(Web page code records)
"""
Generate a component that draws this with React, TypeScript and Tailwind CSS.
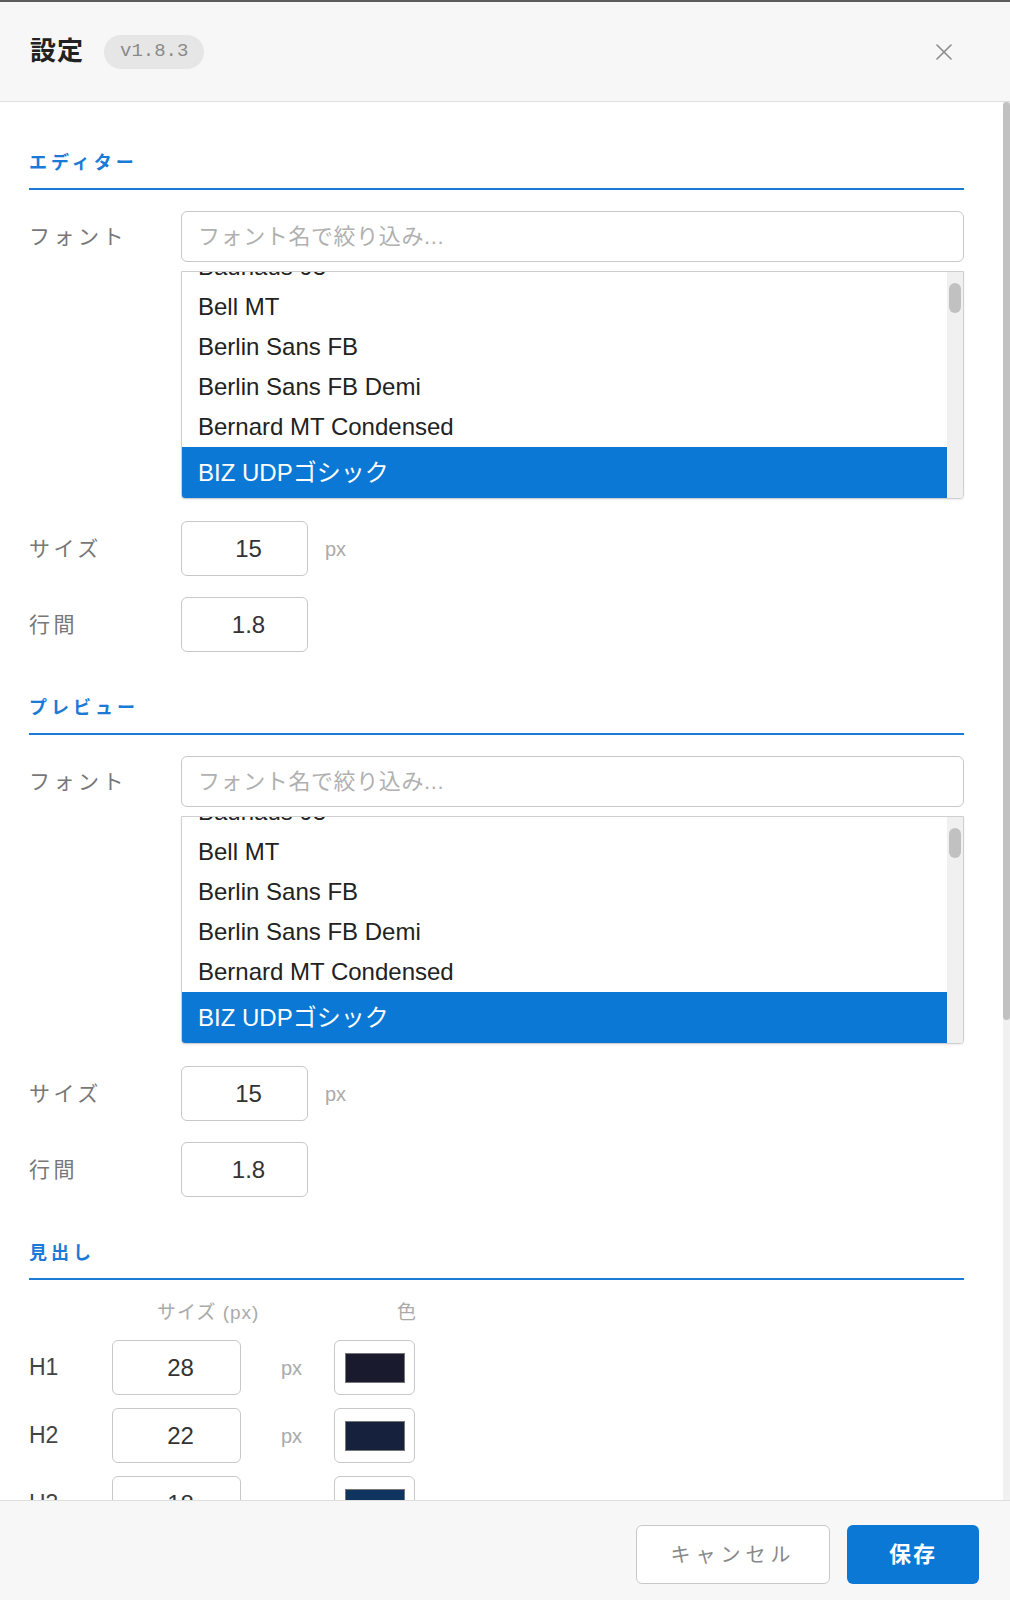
import { X } from 'lucide-react';

const fontNames = ['Bauhaus 93', 'Bell MT', 'Berlin Sans FB', 'Berlin Sans FB Demi', 'Bernard MT Condensed'];
const selectedFont = 'BIZ UDPゴシック';

const headings = [
  { tag: 'H1', size: 28, color: 'bg-[#1a1a2e]' },
  { tag: 'H2', size: 22, color: 'bg-[#16213e]' },
  { tag: 'H3', size: 18, color: 'bg-[#0f3460]' },
  { tag: 'H4', size: 16, color: 'bg-[#533483]' },
];

function SectionTitle({ title }: { title: string }) {
  return (
    <>
      <h3 className="h-[28px] text-[18px] leading-[28px] font-bold tracking-[4px] text-[#1b7ad6]">{title}</h3>
      <div className="mt-[11px] h-[2px] bg-[#1b7ad6]" />
    </>
  );
}

function FieldLabel({ text }: { text: string }) {
  return <div className="w-[152px] shrink-0 text-[21px] tracking-[3.5px] text-[#777]">{text}</div>;
}

function NumberBox({ value }: { value: string }) {
  return (
    <div className="flex h-[55px] w-[127px] items-center justify-center rounded-[6px] border border-[#c8c8c8] bg-white pl-[8px] text-[24px] text-[#333]">
      {value}
    </div>
  );
}

function FontList() {
  return (
    <div className="mt-[9px] flex h-[228px] overflow-hidden rounded-b-[4px] border border-[#cfcfcf] bg-white shadow-[0_1px_2px_rgba(0,0,0,0.08)]">
      <div className="min-w-0 flex-1 overflow-hidden">
        <div className="-mt-[25px]">
          {fontNames.map((name) => (
            <div key={name} className="flex h-[40px] items-center px-[16px] text-[24px] text-[#222]">
              {name}
            </div>
          ))}
          <div className="flex h-[51px] items-center bg-[#0a78d4] px-[16px] text-[24px] text-white">{selectedFont}</div>
        </div>
      </div>
      <div className="flex w-[16px] shrink-0 justify-center bg-[#f0f0f0] pt-[11px]">
        <div className="h-[30px] w-[12px] rounded-full bg-[#c1c1c1]" />
      </div>
    </div>
  );
}

function FontSettings() {
  return (
    <>
      <div className="mt-[21px] flex">
        <div className="flex h-[51px] items-center">
          <FieldLabel text="フォント" />
        </div>
        <div className="min-w-0 flex-1">
          <div className="flex h-[51px] items-center rounded-[6px] border border-[#c8c8c8] bg-white px-[16px] text-[22px] tracking-[0.6px] text-[#b0b0b0]">
            フォント名で絞り込み...
          </div>
          <FontList />
        </div>
      </div>
      <div className="mt-[22px] flex items-center">
        <FieldLabel text="サイズ" />
        <NumberBox value="15" />
        <span className="ml-[17px] text-[20px] text-[#aaa]">px</span>
      </div>
      <div className="mt-[21px] flex items-center">
        <FieldLabel text="行間" />
        <NumberBox value="1.8" />
      </div>
    </>
  );
}

export default function App() {
  return (
    <div className="flex h-[1600px] w-[1010px] flex-col overflow-hidden border-t-2 border-[#5c5c5c] bg-white font-['Liberation_Sans','Noto_Sans_CJK_JP',sans-serif]">
      <header className="flex h-[100px] shrink-0 items-center border-b border-[#dedede] bg-[#f7f7f7] pr-[52px] pl-[30px]">
        <h2 className="text-[26px] font-bold tracking-[1px] text-[#222]">設定</h2>
        <span className="ml-[20px] flex h-[34px] items-center rounded-full bg-[#e6e6e6] px-[16px] font-['Liberation_Mono',monospace] text-[19px] text-[#8a8a8a]">
          v1.8.3
        </span>
        <button className="ml-auto text-[#8c8c8c]">
          <X size={28} strokeWidth={1.4} />
        </button>
      </header>

      <div className="flex min-h-0 flex-1">
        <div className="min-w-0 flex-1 overflow-hidden pr-[39px] pl-[29px]">
          <section className="pt-[47px]">
            <SectionTitle title="エディター" />
            <FontSettings />
          </section>

          <section className="pt-[42px]">
            <SectionTitle title="プレビュー" />
            <FontSettings />
          </section>

          <section className="pt-[42px]">
            <SectionTitle title="見出し" />
            <div className="mt-[20px] flex h-[26px] items-center text-[19px] tracking-[1px] text-[#aaa]">
              <span className="ml-[128px] w-[240px]">サイズ (px)</span>
              <span>色</span>
            </div>
            <div className="mt-[14px] flex flex-col gap-[13px]">
              {headings.map((h) => (
                <div key={h.tag} className="flex items-center">
                  <div className="w-[83px] shrink-0 text-[23px] text-[#444]">{h.tag}</div>
                  <div className="flex h-[55px] w-[129px] items-center justify-center rounded-[6px] border border-[#c8c8c8] bg-white pl-[8px] text-[24px] text-[#333]">
                    {h.size}
                  </div>
                  <span className="ml-[40px] w-[30px] text-[20px] text-[#aaa]">px</span>
                  <div className="ml-[23px] flex h-[55px] w-[81px] items-center justify-center rounded-[6px] border border-[#c8c8c8] bg-white">
                    <div className={`h-[30px] w-[60px] border border-[#777] ${h.color}`} />
                  </div>
                </div>
              ))}
            </div>
          </section>
        </div>

        <div className="flex w-[7px] shrink-0 flex-col bg-[#f1f1f1]">
          <div className="h-[918px] rounded-full bg-[#c1c1c1]" />
        </div>
      </div>

      <footer className="flex h-[100px] shrink-0 items-start justify-end gap-[17px] border-t border-[#dedede] bg-[#f7f7f7] pt-[24px] pr-[31px]">
        <button className="h-[59px] w-[194px] rounded-[6px] border border-[#c8c8c8] bg-white text-[20px] tracking-[5px] text-[#888]">
          キャンセル
        </button>
        <button className="h-[59px] w-[132px] rounded-[6px] bg-[#0a78d4] text-[22px] font-bold tracking-[2px] text-white">
          保存
        </button>
      </footer>
    </div>
  );
}
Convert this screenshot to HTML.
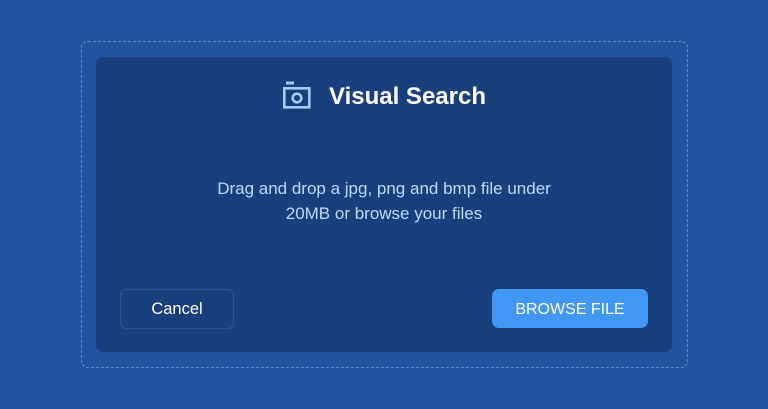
<!DOCTYPE html>
<html><head><meta charset="utf-8"><style>
*{margin:0;padding:0;box-sizing:border-box}
body{width:768px;height:409px;background:#2253a1;font-family:"Liberation Sans",sans-serif;position:relative;overflow:hidden}
.dash{position:absolute;left:81px;top:41px;width:607px;height:327px;border:1px dashed #5a8fd6;border-radius:7px}
.card{position:absolute;left:96px;top:57px;width:576px;height:295px;background:#1a3f7d;border-radius:6px}
.title{position:absolute;left:329px;top:83px;font-size:24px;font-weight:bold;color:#fff;white-space:nowrap}
.icon{position:absolute;left:282px;top:81px}
.desc{position:absolute;left:0;width:768px;top:176px;text-align:center;font-size:17px;line-height:25px;color:#bcdaf8}
.cancel{position:absolute;left:120px;top:289px;width:114px;height:40px;border:1px solid #2c5294;border-radius:6px;color:#fff;font-size:16.5px;text-align:center;line-height:38px}
.browse{position:absolute;left:492px;top:289px;width:156px;height:39px;background:#4297f5;border-radius:7px;color:#fff;font-size:16px;text-align:center;line-height:41px}
</style></head><body>
<div class="dash"></div>
<div class="card"></div>
<svg class="icon" width="30" height="30" viewBox="0 0 30 30">
<rect x="4" y="0.5" width="8" height="3" fill="#a7cdf5"/>
<rect x="2.3" y="7.3" width="25" height="19" fill="none" stroke="#a7cdf5" stroke-width="2.6"/>
<circle cx="15" cy="17" r="4.3" fill="none" stroke="#a7cdf5" stroke-width="2.6"/>
</svg>
<div class="title">Visual Search</div>
<div class="desc">Drag and drop a jpg, png and bmp file under<br>20MB or browse your files</div>
<div class="cancel">Cancel</div>
<div class="browse">BROWSE FILE</div>
</body></html>
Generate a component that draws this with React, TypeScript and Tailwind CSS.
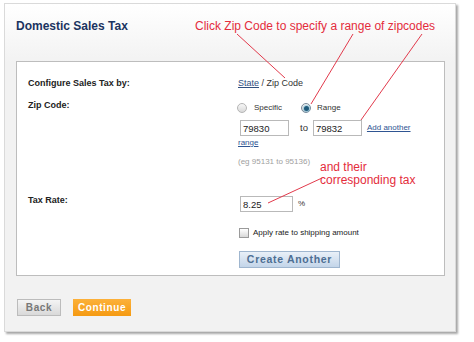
import React from "react";

function Radio({ checked }: { checked?: boolean }) {
  return checked ? (
    <span className="inline-flex items-center justify-center w-[10px] h-[10px] rounded-full border border-[#7a8a99] bg-[linear-gradient(#f4f4f4,#c8c8c8)]">
      <span className="w-[5px] h-[5px] rounded-full bg-[#1f5a7a] shadow-[0_0_1px_1px_rgba(120,190,220,0.6)]" />
    </span>
  ) : (
    <span className="inline-block w-[10px] h-[10px] rounded-full border border-[#b5b5b5] bg-[linear-gradient(#f7f7f7,#d9d9d9)]" />
  );
}

export default function App() {
  return (
    <div className="relative w-[474px] h-[342px] bg-white font-['Liberation_Sans',Arial,sans-serif] overflow-hidden">
      <div className="pl-[4px] pt-[3px]">
        <div className="w-[452px] h-[329px] border border-[#dadada] bg-[linear-gradient(to_bottom,#ffffff,#f2f2f2_18%)] shadow-[2px_2px_2px_rgba(0,0,0,0.35)]">
          <div className="pl-[11px] pt-[15px] text-[12px] leading-[14px] font-bold text-[#1b3461]">
            Domestic Sales Tax
          </div>
          <div className="ml-[11px] mt-[28px] w-[429px] h-[215px] border border-[#bdbdbd] bg-white">
            {/* Row 1 */}
            <div className="flex mt-[14px]">
              <div className="w-[220px] pl-[11px] text-[9px] leading-[14px] font-bold text-[#222]">
                Configure Sales Tax by:
              </div>
              <div className="text-[9px] leading-[14px] text-[#333] pl-[1px]">
                <span className="underline text-[#2f4f7f]">State</span> / Zip Code
              </div>
            </div>
            {/* Row 2 */}
            <div className="flex mt-[8px]">
              <div className="w-[220px] pl-[11px] text-[9px] leading-[14px] font-bold text-[#222]">
                Zip Code:
              </div>
              <div className="flex flex-col">
                <div className="flex items-center h-[12px] mt-[4px] text-[8px] text-[#333]">
                  <Radio />
                  <span className="ml-[7px]">Specific</span>
                  <span className="ml-[19px] flex items-center">
                    <Radio checked />
                  </span>
                  <span className="ml-[6px]">Range</span>
                </div>
                <div className="flex items-center mt-[6px] h-[16px]">
                  <input
                    readOnly
                    value="79830"
                    className="ml-[3px] w-[49px] h-[16px] border border-[#b9b9b9] px-[2px] text-[9.5px] text-[#222] outline-none"
                  />
                  <span className="ml-[11px] text-[9.5px] text-[#333]">to</span>
                  <input
                    readOnly
                    value="79832"
                    className="ml-[5px] w-[49px] h-[16px] border border-[#b9b9b9] px-[2px] text-[9.5px] text-[#222] outline-none"
                  />
                  <span className="ml-[5px] text-[8px] underline text-[#2f5592]">Add another</span>
                </div>
                <div className="mt-[1px] h-[12px] leading-[12px] text-[8px] underline text-[#2f5592] pl-[1px]">
                  range
                </div>
                <div className="mt-[7px] h-[11px] leading-[11px] text-[8px] text-[#a0a0a0] pl-[1px]">
                  (eg 95131 to 95136)
                </div>
              </div>
            </div>
            {/* Row 3 */}
            <div className="flex mt-[26px]">
              <div className="w-[220px] pl-[11px] text-[9px] leading-[14px] font-bold text-[#222]">
                Tax Rate:
              </div>
              <div className="flex flex-col">
                <div className="flex items-center mt-[3px] h-[16px]">
                  <input
                    readOnly
                    value="8.25"
                    className="ml-[3px] w-[53px] h-[16px] border border-[#b9b9b9] px-[2px] text-[9.5px] text-[#222] outline-none"
                  />
                  <span className="ml-[5px] text-[8px] text-[#333]">%</span>
                </div>
                <div className="flex items-center mt-[15px] h-[12px]">
                  <span className="ml-[2px] inline-block w-[10px] h-[10px] border border-[#9a9a9a] bg-[linear-gradient(#ffffff,#d8d8d8)]" />
                  <span className="ml-[4px] text-[8px] text-[#222]">Apply rate to shipping amount</span>
                </div>
                <div className="mt-[12px] ml-[2px] w-[101px] h-[17px] border border-[#9fb6cf] bg-[linear-gradient(#e9f0f8,#c3d5e9)] flex items-center justify-center text-[10.5px] font-bold tracking-[0.7px] text-[#4d6e93]">
                  Create Another
                </div>
              </div>
            </div>
          </div>
          <div className="flex mt-[23px] ml-[12px]">
            <div className="w-[44px] h-[17px] border border-[#bcbcbc] bg-[linear-gradient(#f4f4f4,#d9d9d9)] flex items-center justify-center text-[10px] font-bold tracking-[0.6px] text-[#777]">
              Back
            </div>
            <div className="ml-[12px] w-[58px] h-[17px] bg-[linear-gradient(#fcb13a,#f59a12)] flex items-center justify-center text-[10px] font-bold tracking-[0.6px] text-white">
              Continue
            </div>
          </div>
        </div>
      </div>

      {/* Annotations overlay */}
      <div className="absolute left-[195px] top-[19px] text-[12px] leading-[14px] text-[#e42c3c] whitespace-nowrap">
        Click Zip Code to specify a range of zipcodes
      </div>
      <div className="absolute left-[320px] top-[161px] text-[12px] leading-[13px] text-[#e42c3c] whitespace-nowrap">
        <div>and their</div>
        <div>corresponding tax</div>
      </div>
      <svg className="absolute left-0 top-0 pointer-events-none" width="474" height="342">
        <g stroke="#e23a4c" strokeWidth="1" fill="none">
          <line x1="237" y1="34" x2="285" y2="78" />
          <line x1="353" y1="34" x2="311" y2="104" />
          <line x1="422" y1="34" x2="361" y2="120" />
          <line x1="322" y1="178" x2="268" y2="203" />
        </g>
      </svg>
    </div>
  );
}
"""
*PROBLEM TO SOLVE*
Please transcribe, word for word, every line from the first line of the records above through the line containing "const selectedFont = 'BIZ UDPゴシック';", and leave out any pictures.

*FINISHED EXERCISE*
Generate a component that draws this with React, TypeScript and Tailwind CSS.
import { X } from 'lucide-react';

const fontNames = ['Bauhaus 93', 'Bell MT', 'Berlin Sans FB', 'Berlin Sans FB Demi', 'Bernard MT Condensed'];
const selectedFont = 'BIZ UDPゴシック';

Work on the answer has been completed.